With low interest rates and anemic yields on U.S. Treasuries forcing investors to expand their yield-generating horizons, 2014 has been another strong year for inflows to dividend exchange traded funds.
The ALPS Sector Dividend Dogs ETF (NYSEArca: SDOG) proves as much. SDOG, which is nearly two and a half years old, joined the $1 billion in assets under management club this week. SDOG tries to reflect the performance of the S-Network Sector Dividend Dogs Index, which applies the “Dogs of the Dow Theory” on a sector-by-sector basis using the S&P 500 with a focus on high dividend exposure.
As has been seen over the years with a plethora of ETFs, equal-weighting works and it is working with SDOG. SDOG’s sector weights range from 8% for industrials (underweight the S&P 500’s industrial weight by 250 basis points) to 11.7% for financial services (underweight the S&P 500’s weight to that group by 460 basis points). [Strategy With Equal-Weight ETFs]
Although SDOG is underweight health care, the S&P 500’s top sector this year, by over 400 basis points relative to the benchmark U.S. index, the dividend ETF has returned 13.3% this year.
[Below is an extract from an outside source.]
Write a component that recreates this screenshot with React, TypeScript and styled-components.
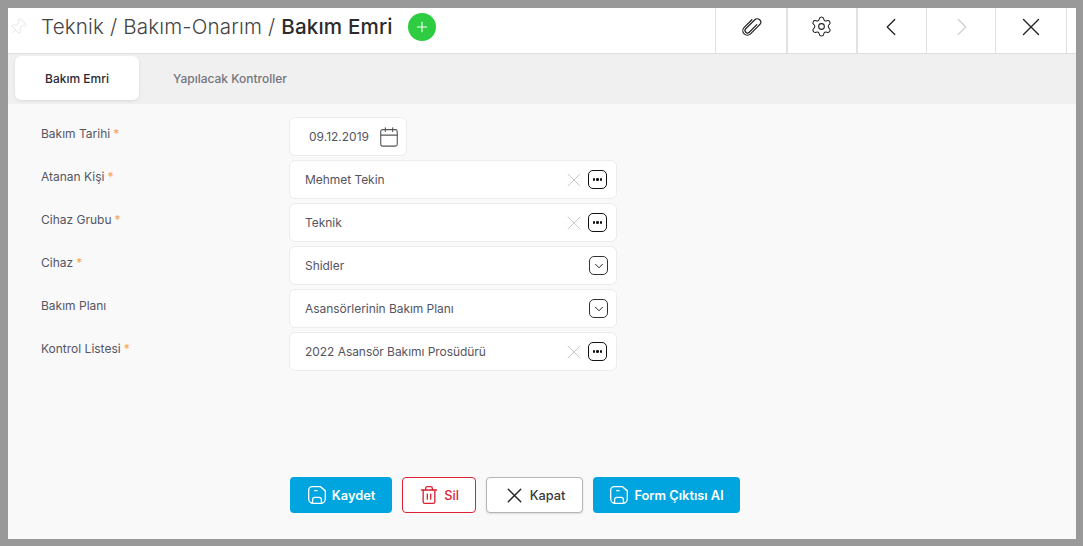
import React from "react";
import styled, { createGlobalStyle } from "styled-components";
import { Settings, ChevronLeft, ChevronRight, X, Calendar, Plus, Pin, ChevronDown, Trash2 } from "lucide-react";

const Global = createGlobalStyle`
  html, body { margin: 0; padding: 0; background: #999; }
  body { font-family: Inter, "Noto Sans", sans-serif; }
  * { box-sizing: border-box; }
`;

const Frame = styled.div`
  width: 1083px; height: 546px; padding: 8px 7px 7px 8px; background: #999; display: flex;
`;
const Win = styled.div`
  flex: 1; display: flex; flex-direction: column; background: #f9f9f9; min-width: 0;
`;
const Header = styled.header`
  height: 46px; flex: none; display: flex; align-items: stretch; background: #fff;
  border-bottom: 1px solid #dedede; padding-right: 9px;
`;
const PinSlot = styled.div`
  width: 34px; flex: none; display: flex; align-items: center; padding: 0 0 8px 1px; color: #dcdcdc;
  svg { transform: rotate(42deg); }
`;
const Title = styled.h1`
  margin: 0; font-size: 20.6px; font-weight: 300; color: #444; display: flex; align-items: center;
  white-space: pre; padding-bottom: 9px; margin-left: -1px; letter-spacing: 0.15px;
  b { font-weight: 500; color: #2b2b2b; }
`;
const AddBtn = styled.button`
  width: 28px; height: 28px; margin-left: 15px; margin-bottom: 8px; align-self: center; border: 0; padding: 0; border-radius: 50%;
  background: #2ecc40; color: #fff; display: flex; align-items: center; justify-content: center;
`;
const HeaderCells = styled.div`
  margin-left: auto; display: flex;
`;
const HeaderCell = styled.button<{ $w: number; $dim?: boolean; $thick?: boolean }>`
  width: ${(p) => p.$w}px; background: #fff; border: 0; border-left: ${(p) => (p.$thick ? 2 : 1)}px solid #e2e2e2;
  padding: 0 ${(p) => (p.$thick ? 2 : 0)}px 8px ${(p) => (p.$dim ? 2 : 0)}px;
  display: flex; align-items: center; justify-content: center;
  color: ${(p) => (p.$dim ? "#d0d0d0" : "#222")};
  &:last-child { border-right: 1px solid #e2e2e2; }
`;
const Tabs = styled.nav`
  height: 50px; flex: none; background: #f0f0f0; display: flex; padding: 2px 0 4px 7px;
`;
const Tab = styled.div<{ $active?: boolean }>`
  width: 124px; height: 44px; display: flex; align-items: center; justify-content: center;
  font-size: 12px; font-weight: 500;
  color: ${(p) => (p.$active ? "#2a2a35" : "#74747e")};
  background: ${(p) => (p.$active ? "#fff" : "transparent")};
  border-radius: 6px;
  box-shadow: ${(p) => (p.$active ? "0 1px 3px rgba(0,0,0,.1)" : "none")};
`;
const TabPlain = styled(Tab)`
  width: 182px;
`;
const Body = styled.main`
  flex: 1; display: flex; flex-direction: column; padding: 13px 0 26px 33px;
`;
const Form = styled.div`
  display: flex; flex-direction: column; gap: 4px;
`;
const Row = styled.div`
  display: flex; align-items: flex-start;
`;
const Label = styled.label`
  width: 248px; flex: none; font-size: 12px; color: #555561; padding-top: 9px; line-height: 15px;
  span { color: #f5a259; margin-left: 3px; }
`;
const Field = styled.div<{ $w: number; $pl: number; $pr: number }>`
  width: ${(p) => p.$w}px; height: 39px; background: #fff; border: 1px solid #ececec; border-radius: 6px;
  display: flex; align-items: center; padding: 0 ${(p) => p.$pr}px 0 ${(p) => p.$pl}px;
  font-size: 12px; color: #555561;
`;
const Value = styled.div<{ $tight?: boolean }>`
  flex: 1; white-space: nowrap; letter-spacing: ${(p) => (p.$tight ? "-0.05px" : "0")};
`;
const ClearIcon = styled.span`
  display: flex; color: #c4c4c4; margin-right: 2px;
`;
const SquareBtn = styled.span<{ $soft?: boolean }>`
  width: 19px; height: 19px; border: 1.4px solid ${(p) => (p.$soft ? "#333" : "#111")}; border-radius: 5px;
  display: flex; align-items: center; justify-content: center; color: #222;
  margin-right: ${(p) => (p.$soft ? -1 : 0)}px;
`;
const Dots = styled.span`
  display: flex; gap: 1px;
  i { width: 2.5px; height: 2.5px; background: #111; border-radius: 50%; }
`;
const CalIcon = styled.span`
  display: flex; color: #555;
`;
const Actions = styled.div`
  margin-top: auto; display: flex; gap: 10px; padding-left: 249px;
`;
const ActionBtn = styled.button<{ $kind: "primary" | "danger" | "plain"; $w: number; $gap: number }>`
  width: ${(p) => p.$w}px; height: 36px; border-radius: 4px; display: flex; align-items: center; justify-content: center; gap: ${(p) => p.$gap}px;
  font: ${(p) => (p.$kind === "primary" ? 600 : 500)} 12.8px Inter, sans-serif;
  padding: 0 ${(p) => (p.$kind === "plain" ? 2 : 0)}px 0 0;
  background: ${(p) => (p.$kind === "primary" ? "#00a5e0" : "#fff")};
  color: ${(p) => (p.$kind === "primary" ? "#fff" : p.$kind === "danger" ? "#dc2235" : "#3a3a3a")};
  border: ${(p) => (p.$kind === "primary" ? "0" : p.$kind === "danger" ? "1px solid #dc2235" : "1px solid #b5b5b5")};
  box-shadow: ${(p) => (p.$kind === "plain" ? "0 1px 2px rgba(0,0,0,.12)" : "none")};
`;

const SaveIcon = () => (
  <svg width="20" height="20" viewBox="0 0 20 20" fill="none" stroke="currentColor" strokeWidth="1.3">
    <path d="M5.2 1.7h8.3l4.8 4.2v7.9a4.5 4.5 0 0 1-4.5 4.5H6.2a4.5 4.5 0 0 1-4.5-4.5V5.2a3.5 3.5 0 0 1 3.5-3.5z" />
    <path d="M7.2 5.6h3.4" />
    <path d="M5.6 18v-3.4a2.2 2.2 0 0 1 2.2-2.2h4.4a2.2 2.2 0 0 1 2.2 2.2V18" />
  </svg>
);

const ClipIcon = () => (
  <svg width="27" height="27" viewBox="0 0 24 24" fill="none" stroke="currentColor" strokeWidth="1.05" strokeLinecap="round">
    <path transform="rotate(45 12 12)" d="M14.2 7.5V17a2.2 2.2 0 0 1-4.4 0V5.7a3.1 3.1 0 0 1 6.2 0" />
    <path transform="rotate(45 12 12)" d="M16 5.7V17.2a4 4 0 0 1-8 0V7.5" />
  </svg>
);

const fields: { label: string; req: boolean; value: string; kind: "dots" | "down" }[] = [
  { label: "Atanan Kişi", req: true, value: "Mehmet Tekin", kind: "dots" },
  { label: "Cihaz Grubu", req: true, value: "Teknik", kind: "dots" },
  { label: "Cihaz", req: true, value: "Shidler", kind: "down" },
  { label: "Bakım Planı", req: false, value: "Asansörlerinin Bakım Planı", kind: "down" },
  { label: "Kontrol Listesi", req: true, value: "2022 Asansör Bakımı Prosüdürü", kind: "dots" },
];

export default function App() {
  return (
    <Frame>
      <Global />
      <Win>
        <Header>
          <PinSlot><Pin size={18} strokeWidth={1} /></PinSlot>
          <Title>Teknik / Bakım-Onarım / <b>Bakım Emri</b></Title>
          <AddBtn><Plus size={16} strokeWidth={1.6} /></AddBtn>
          <HeaderCells>
            <HeaderCell $w={71}><ClipIcon /></HeaderCell>
            <HeaderCell $w={70} $thick><Settings size={23} strokeWidth={1.1} /></HeaderCell>
            <HeaderCell $w={70} $thick><ChevronLeft size={30} strokeWidth={1} /></HeaderCell>
            <HeaderCell $w={69} $dim><ChevronRight size={30} strokeWidth={1} /></HeaderCell>
            <HeaderCell $w={72}><X size={30} strokeWidth={1.1} /></HeaderCell>
          </HeaderCells>
        </Header>
        <Tabs>
          <Tab $active>Bakım Emri</Tab>
          <TabPlain>Yapılacak Kontroller</TabPlain>
        </Tabs>
        <Body>
          <Form>
            <Row>
              <Label>Bakım Tarihi<span>*</span></Label>
              <Field $w={118} $pl={19} $pr={6}>
                <Value>09.12.2019</Value>
                <CalIcon><Calendar size={22} strokeWidth={1.2} /></CalIcon>
              </Field>
            </Row>
            {fields.map((f) => (
              <Row key={f.label}>
                <Label>{f.label}{f.req && <span>*</span>}</Label>
                <Field $w={328} $pl={15} $pr={9}>
                  <Value $tight>{f.value}</Value>
                  {f.kind === "dots" ? (
                    <>
                      <ClearIcon><X size={24} strokeWidth={0.9} /></ClearIcon>
                      <SquareBtn><Dots><i /><i /><i /></Dots></SquareBtn>
                    </>
                  ) : (
                    <SquareBtn $soft><ChevronDown size={14} strokeWidth={1.7} /></SquareBtn>
                  )}
                </Field>
              </Row>
            ))}
          </Form>
          <Actions>
            <ActionBtn $kind="primary" $w={102} $gap={5}><SaveIcon />Kaydet</ActionBtn>
            <ActionBtn $kind="danger" $w={74} $gap={5}><Trash2 size={20} strokeWidth={1.6} />Sil</ActionBtn>
            <ActionBtn $kind="plain" $w={97} $gap={3}><X size={25} strokeWidth={1.3} color="#222" />Kapat</ActionBtn>
            <ActionBtn $kind="primary" $w={147} $gap={5}><SaveIcon />Form Çıktısı Al</ActionBtn>
          </Actions>
        </Body>
      </Win>
    </Frame>
  );
}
That is good enough to be ahead of the S&P 500 and the Vanguard High Dividend Yield ETF (NYSEArca: VYM).
SDOG’s 10% weight to utilities, the second-best S&P 500 sector this year, has helped. Though not excessive compared to some other dividend ETFs, SDOG’s utilities allocation has been enough to contribute to the ETF’s upside. A 10% utilities weight is more than triple the S&P 500’s allocation to the sector. [Dividend ETF Ideas for 2015]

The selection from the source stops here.